At least on the issue of cuts, I think we can agree. I am worried that when Plaid spokespersons just keep parroting phrases like 'slash and burn', and 'savage', the party is not really contributing much to debate. And I agree that it just falls into the trap of following Labour's agenda.

It's not that the party isn't capable of doing better; it's more that people aren't trying hard enough. Politics needs to be about more than sloganising, particularly when the slogans are all so negative.

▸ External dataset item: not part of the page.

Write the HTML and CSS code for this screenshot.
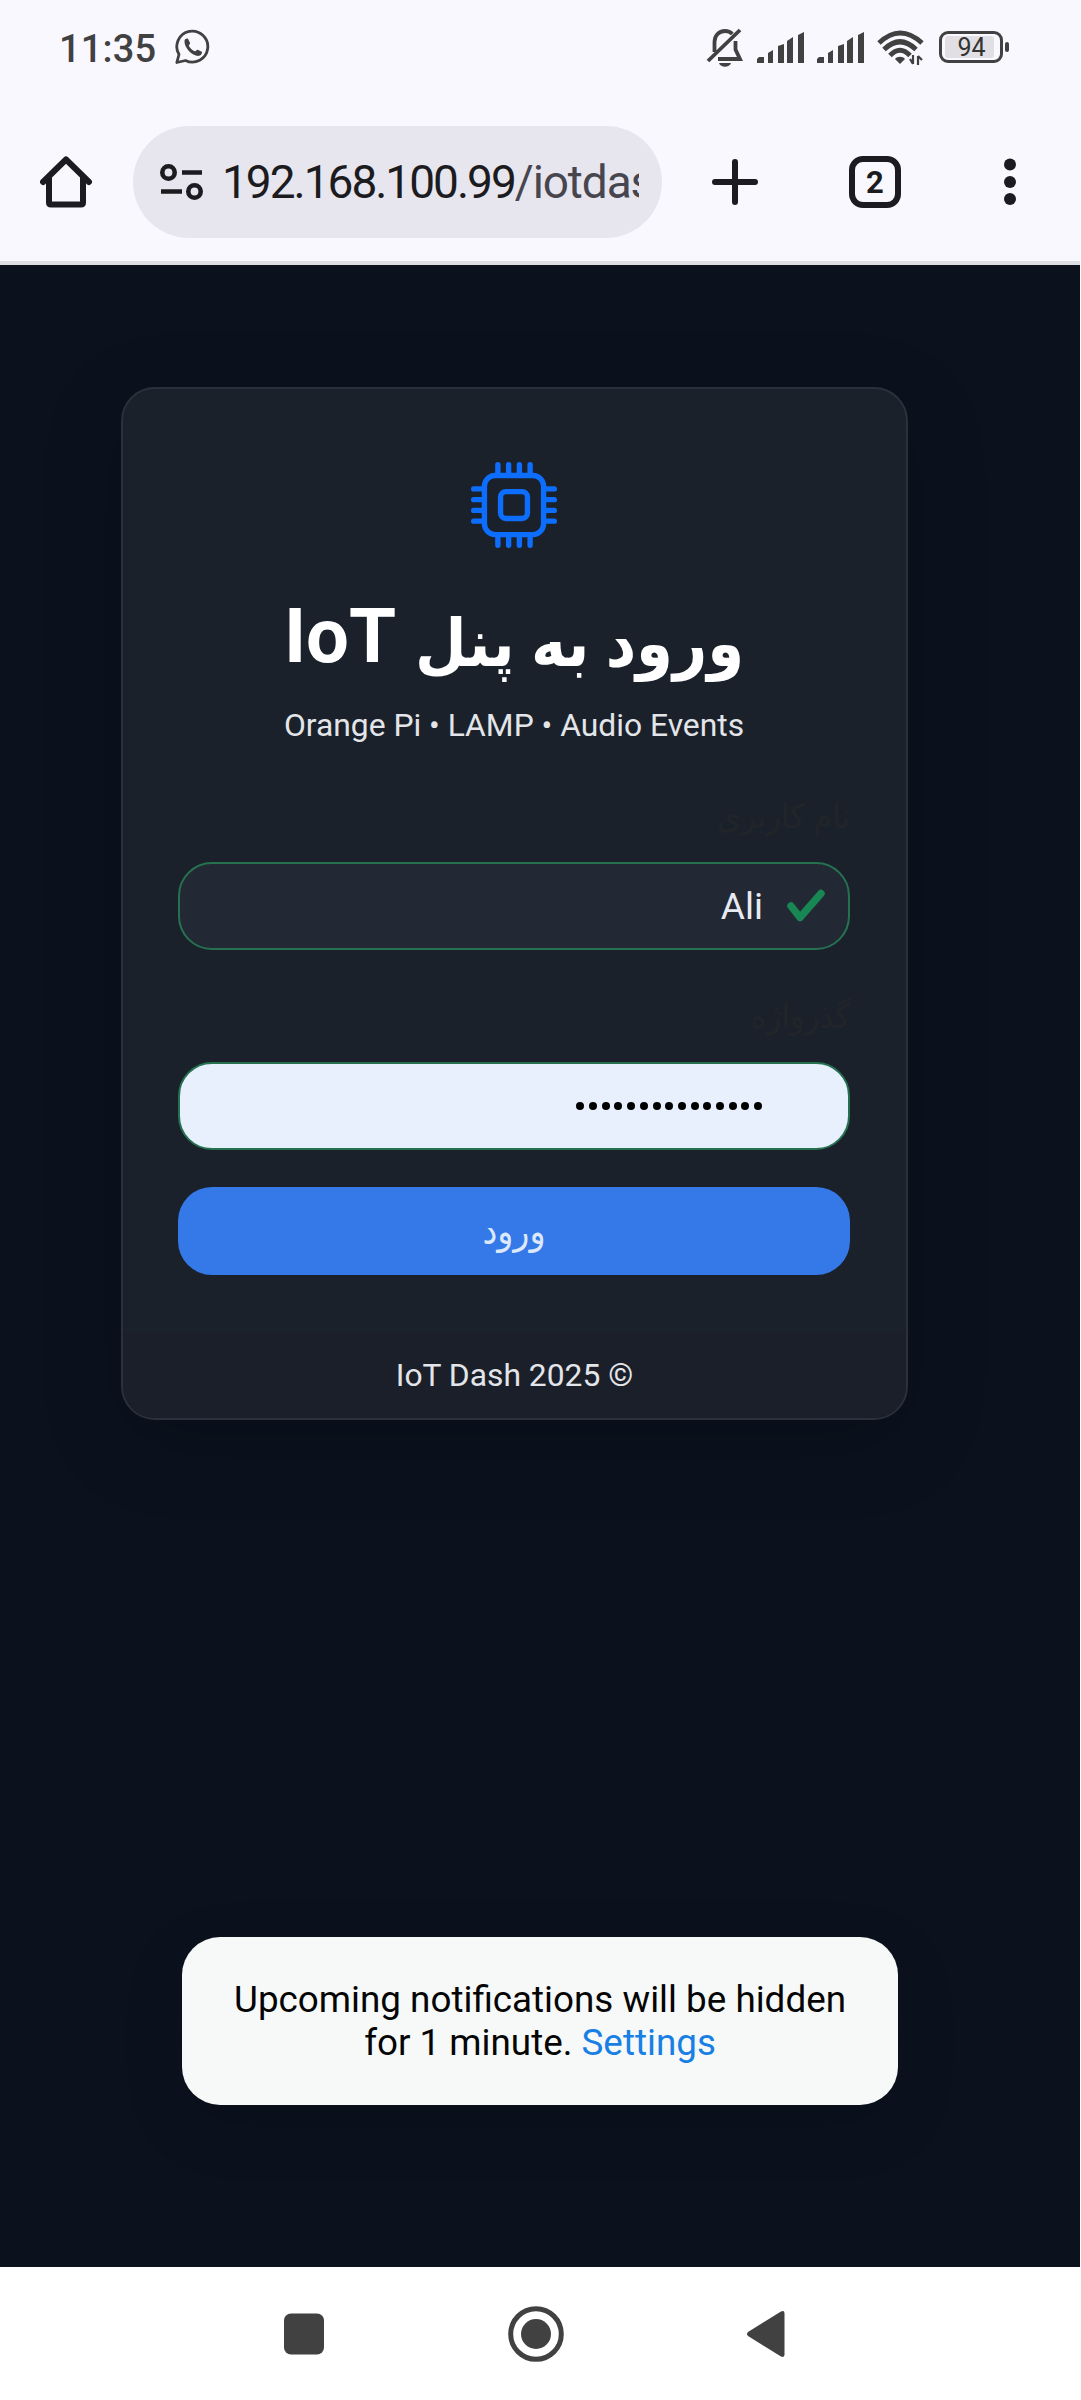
FILE: index.html
```html
<!DOCTYPE html>
<html lang="fa">
<head>
<meta charset="utf-8">
<title>IoT Dash</title>
<link rel="stylesheet" href="styles.css">
</head>
<body>
<div class="phone">
  <header class="status">
    <span class="time">11:35</span>
    <svg class="whatsapp" width="36" height="36" viewBox="0 0 36 36" fill="none" stroke="#414141" stroke-width="2.8"><path d="M1.800 33.500 4 25.500A15.500 15.500 0 1 1 10.500 31.500Z" stroke-linejoin="round"/><path d="M9.500 11.500c.5-2 2.600-2.500 3.600-1.600l2 4c.3 1-1.600 2.200-1.200 3 1.500 2.600 3.500 4.200 6 5.400.8.300 1.900-2 2.900-1.600l4 2c.8 1.200-.6 3.700-2.700 4.100-5.800 1-15.300-7.500-14.600-15.300z" fill="#414141" stroke="none"/></svg>
    <div class="status-icons">
      <svg class="bell" width="38" height="40" viewBox="0 0 38 40" fill="none" stroke="#414141" stroke-width="3.800"><path d="M8.500 24V14c0-6 4-11 10.500-11 3 0 5.500 1 7.300 3M29.500 13v8.500l4.500 9.500H12M34 2 2 33"/><path d="M13 35h12c-1.500 5-10.500 5-12 0z" fill="#414141" stroke="none"/></svg>
      <svg class="signal" width="48" height="32" viewBox="0 0 48 32" fill="#414141"><path d="M0 31v-4l2-2h5v6zM11 31V21l5-3v13zM21 31V14l6-2v19zM30 31V9l6-4v26zM41 31V3l6-3v31z"/></svg>
      <svg class="signal" width="48" height="32" viewBox="0 0 48 32" fill="#414141"><path d="M0 31v-4l2-2h5v6zM11 31V21l5-3v13zM21 31V14l6-2v19zM30 31V9l6-4v26zM41 31V3l6-3v31z"/></svg>
      <svg class="wifi" width="48" height="36" viewBox="0 0 48 36" fill="none" stroke="#414141" stroke-width="5"><path d="M2 13Q23-7 45 13M7 19.500Q23 4 39 19.500M13 25.500Q23 15 33 25.500"/><path d="m23 34-5-5c2-3 8-3 10 0z" fill="#414141" stroke="none"/><path d="M36 25v9m0 0-3-5M41 35v-9m0 0 4 4" stroke-width="2.200"/></svg>
      <div class="battery"><span>94</span></div>
    </div>
  </header>
  <nav class="toolbar">
    <svg class="home" width="52" height="52" viewBox="0 0 52 52" fill="none" stroke="#1b1b20" stroke-width="6" stroke-linejoin="round" stroke-linecap="round"><path d="M3 26 26 3.500 49 26M9 22v24.500q0 2 2 2h30q2 0 2-2V22"/></svg>
    <div class="address">
      <svg width="44" height="38" viewBox="0 0 44 38" fill="none" stroke="#1b1b20" stroke-width="4.600"><circle cx="8.500" cy="9.500" r="6.200"/><circle cx="34.500" cy="28.500" r="6.200"/><path d="M22 9.500h20M1 28.500h21"/></svg>
      <div class="url"><b>192.168.100.99</b>/iotdas</div>
    </div>
    <svg class="plus" width="46" height="48" viewBox="0 0 46 48" stroke="#1b1b20" stroke-width="6" stroke-linecap="round"><path d="M3 24h40M23 4v40"/></svg>
    <span class="tabs">2</span>
    <svg class="more" width="14" height="48" viewBox="0 0 14 48" fill="#1b1b20"><circle cx="7" cy="6.500" r="6"/><circle cx="7" cy="24" r="6"/><circle cx="7" cy="41" r="6"/></svg>
  </nav>
  <main class="page">
    <section class="card">
      <div class="card-body">
        <svg class="cpu" width="86" height="86" viewBox="0 0 16 16" fill="#0d6efd"><path d="M5 0a.5.5 0 0 1 .5.5V2h1V.5a.5.5 0 0 1 1 0V2h1V.5a.5.5 0 0 1 1 0V2h1V.5a.5.5 0 0 1 1 0V2A2.500 2.500 0 0 1 14 4.500h1.500a.5.5 0 0 1 0 1H14v1h1.500a.5.5 0 0 1 0 1H14v1h1.500a.5.5 0 0 1 0 1H14v1h1.500a.5.5 0 0 1 0 1H14a2.500 2.500 0 0 1-2.500 2.500v1.500a.5.5 0 0 1-1 0V14h-1v1.500a.5.5 0 0 1-1 0V14h-1v1.500a.5.5 0 0 1-1 0V14h-1v1.500a.5.5 0 0 1-1 0V14A2.500 2.500 0 0 1 2 11.500H.5a.5.5 0 0 1 0-1H2v-1H.5a.5.5 0 0 1 0-1H2v-1H.5a.5.5 0 0 1 0-1H2v-1H.5a.5.5 0 0 1 0-1H2A2.500 2.500 0 0 1 4.500 2V.5A.5.5 0 0 1 5 0m-.5 3A1.500 1.500 0 0 0 3 4.500v7A1.500 1.500 0 0 0 4.500 13h7a1.500 1.500 0 0 0 1.500-1.500v-7A1.500 1.500 0 0 0 11.500 3zM5 6.500A1.500 1.500 0 0 1 6.500 5h3A1.500 1.500 0 0 1 11 6.500v3A1.500 1.500 0 0 1 9.500 11h-3A1.500 1.500 0 0 1 5 9.500zM6.500 6a.5.5 0 0 0-.5.5v3a.5.5 0 0 0 .5.5h3a.5.5 0 0 0 .5-.5v-3a.5.5 0 0 0-.5-.5z"/></svg>
        <h1 dir="rtl"><span class="fa">ورود به پنل</span> <span>IoT</span></h1>
        <p class="sub">Orange Pi • LAMP • Audio Events</p>
        <div class="label" dir="rtl">نام کاربری</div>
        <div class="input"><span>Ali</span><svg width="38" height="34" viewBox="0 0 38 34" fill="none" stroke="#198754" stroke-width="7.400" stroke-linecap="round" stroke-linejoin="round"><path d="m4 17 9 11.500L34 4.500"/></svg></div>
        <div class="label second" dir="rtl">گذرواژه</div>
        <div class="input filled"><i></i><i></i><i></i><i></i><i></i><i></i><i></i><i></i><i></i><i></i><i></i><i></i><i></i><i></i><i></i></div>
        <div class="submit" dir="rtl">ورود</div>
      </div>
      <footer class="card-footer">IoT Dash 2025 ©</footer>
    </section>
    <aside class="toast">Upcoming notifications will be hidden<br>for 1 minute. <span>Settings</span></aside>
  </main>
  <nav class="system">
    <svg width="40" height="42" viewBox="0 0 40 42" fill="#414141"><rect width="40" height="41" y=".5" rx="7"/></svg>
    <svg width="56" height="56" viewBox="0 0 56 56" fill="none" stroke="#414141" stroke-width="5"><circle cx="28" cy="28" r="25.300"/><circle cx="28" cy="28" r="15" fill="#414141" stroke="none"/></svg>
    <svg width="38" height="48" viewBox="0 0 38 48" fill="#414141"><path d="M1 22 34 1.500q3.500-1.500 3.500 2v41q0 3.500-3.500 2L1 26q-2-2 0-4z"/></svg>
  </nav>
</div>
</body>
</html>
```
FILE: styles.css
```css
* { box-sizing: border-box; }
body { margin: 0; background: #fff; font-family: Roboto, "DejaVu Sans Condensed", "DejaVu Sans", sans-serif; }
svg { display: block; flex: none; }
.phone { width: 1080px; height: 2400px; display: flex; flex-direction: column; }

.status { height: 96px; background: #f9f8ff; display: flex; align-items: flex-start; padding: 0 71px 0 59px; }
.time { margin-top: 26px; width: 116px; font-size: 38px; line-height: 46px; font-weight: 500; color: #414141; letter-spacing: .2px; white-space: nowrap; }
.whatsapp { margin-top: 29px; }
.status-icons { margin-left: auto; display: flex; align-items: flex-start; }
.bell { margin: 28px 13px 0 0; }
.signal { margin: 32px 12px 0 0; }
.wifi { margin: 30px 14px 0 0; }
.battery { width: 64px; height: 32px; margin: 31px 6px 0 0; border: 3px solid #414141; border-radius: 9px; padding: 2px 6px 2px 3px; position: relative; }
.battery span { display: block; height: 22px; line-height: 23px; background: #e1dfe4; border-radius: 3px; text-align: center; font-size: 25px; color: #333; padding-left: 4px; }
.battery::after { content: ""; position: absolute; right: -9px; top: 8px; width: 4px; height: 10px; border-radius: 2px; background: #414141; }

.toolbar { height: 169px; background: #f9f8ff; border-bottom: 4px solid #dddfe4; padding: 30px 62px 0 40px; display: flex; align-items: flex-start; }
.home { margin-top: 30px; }
.address { width: 529px; height: 112px; margin-left: 41px; border-radius: 56px; background: #e7e5ee; display: flex; align-items: center; padding-left: 27px; }
.url { margin-left: 18px; width: 417px; overflow: hidden; white-space: nowrap; font-size: 46px; line-height: 60px; color: #47464f; letter-spacing: -1.100px; }
.url b { font-weight: 400; color: #1b1b20; letter-spacing: -2px; }
.plus { margin: 32px 0 0 50px; }
.tabs { width: 52px; height: 52px; margin: 30px 0 0 91px; border: 6px solid #1b1b20; border-radius: 14px; font-size: 31px; line-height: 41px; font-weight: 700; text-align: center; color: #1b1b20; }
.more { margin: 32px 0 0 102px; }

.page { height: 2002px; background: #0b121e; padding-top: 122px; display: flex; flex-direction: column; align-items: center; }
.card { width: 787px; height: 1033px; margin-right: 51px; border: 2px solid #2b313c; border-radius: 34px; background: #1a212b; box-shadow: 0 22px 82px rgba(0,0,0,.2); overflow: hidden; display: flex; flex-direction: column; }
.card-body { height: 942px; padding: 73px 56px 0 55px; display: flex; flex-direction: column; }
.cpu { align-self: center; }
h1 { margin: 38px 0 0; height: 100px; line-height: 100px; font-size: 76px; font-weight: 700; color: #fff; text-align: center; white-space: nowrap; }
.fa { font-size: 66px; line-height: 1; vertical-align: -4px; }
.sub { margin: 18px 0 0; height: 42px; line-height: 42px; font-size: 31.800px; color: #e3e5e9; text-align: center; }
.label { margin-top: 42px; height: 56px; line-height: 56px; font-size: 34px; color: #212529; }
.input { height: 88px; margin-top: 18px; border: 2px solid #267250; border-radius: 34px; background: #222834; display: flex; align-items: center; justify-content: flex-end; padding-right: 23px; font-size: 37px; color: #e8eaf2; }
.input svg { margin-left: 24px; }
.label.second { margin-top: 38px; }
.input.filled { background: #e8f0fe; padding-right: 86px; gap: 4.700px; }
.input i { width: 8px; height: 8px; border-radius: 50%; background: #000; }
.submit { height: 88px; margin-top: 37px; border-radius: 34px; background: #3579e9; font-size: 37px; line-height: 90px; text-align: center; color: #dce8fb; }
.card-footer { flex: 1; border-top: 1px solid #1d232e; background: #1a1f2a; font-size: 31.800px; line-height: 86px; text-align: center; color: #e3e5e9; }
.toast { width: 716px; height: 168px; margin-top: 517px; border-radius: 38px; background: #f7f9f8; box-shadow: 0 20px 60px rgba(0,0,0,.15); padding-top: 41px; font-size: 36.800px; line-height: 43px; text-align: center; color: #050505; white-space: nowrap; }
.toast span { color: #187fe4; }

.system { height: 133px; background: #fff; display: flex; align-items: center; padding-left: 284px; }
.system svg:nth-child(2) { margin-left: 184px; }
.system svg:nth-child(3) { margin-left: 183px; }
```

But here's a question - is it just possible that an increased emphasis on short term electoral politics rather than long term mission, and an increased tendency to sloganise rather than put coherent arguments, are in some way related? I have a feeling that they are - the absence of a willingness to express a coherent long term vision leaves a vacuum which encourages the other trend.

Spirit of BME said...

In the past I have spoken with Little Johnny Browne and one got a clear impression of a very focused individual but one that some members of his past employment stated was interested in headlines rather than riggor ( a contributory factor in the Gulf of Mexico spill). Threrfore ,you are right to term this as a "independant review" ,Little Johnny would see this as an important vehicle on his rehabilitation after his night time shenanigins became a career stopper in his last post.
In fairness to Little Johnny ( no pun intended) I do not know the breath of the Terms his enquiry were given ,but to my mind it does not start to address the cost issues that the HE industry faces after years of bloated income from taxpayers.In short - the party is over and HMG has decided to created a market (a good thing)and stand back to watch blood letting on a grand scale, while colleges hack themselves to bits in order to cut costs and attract cash - sorry students.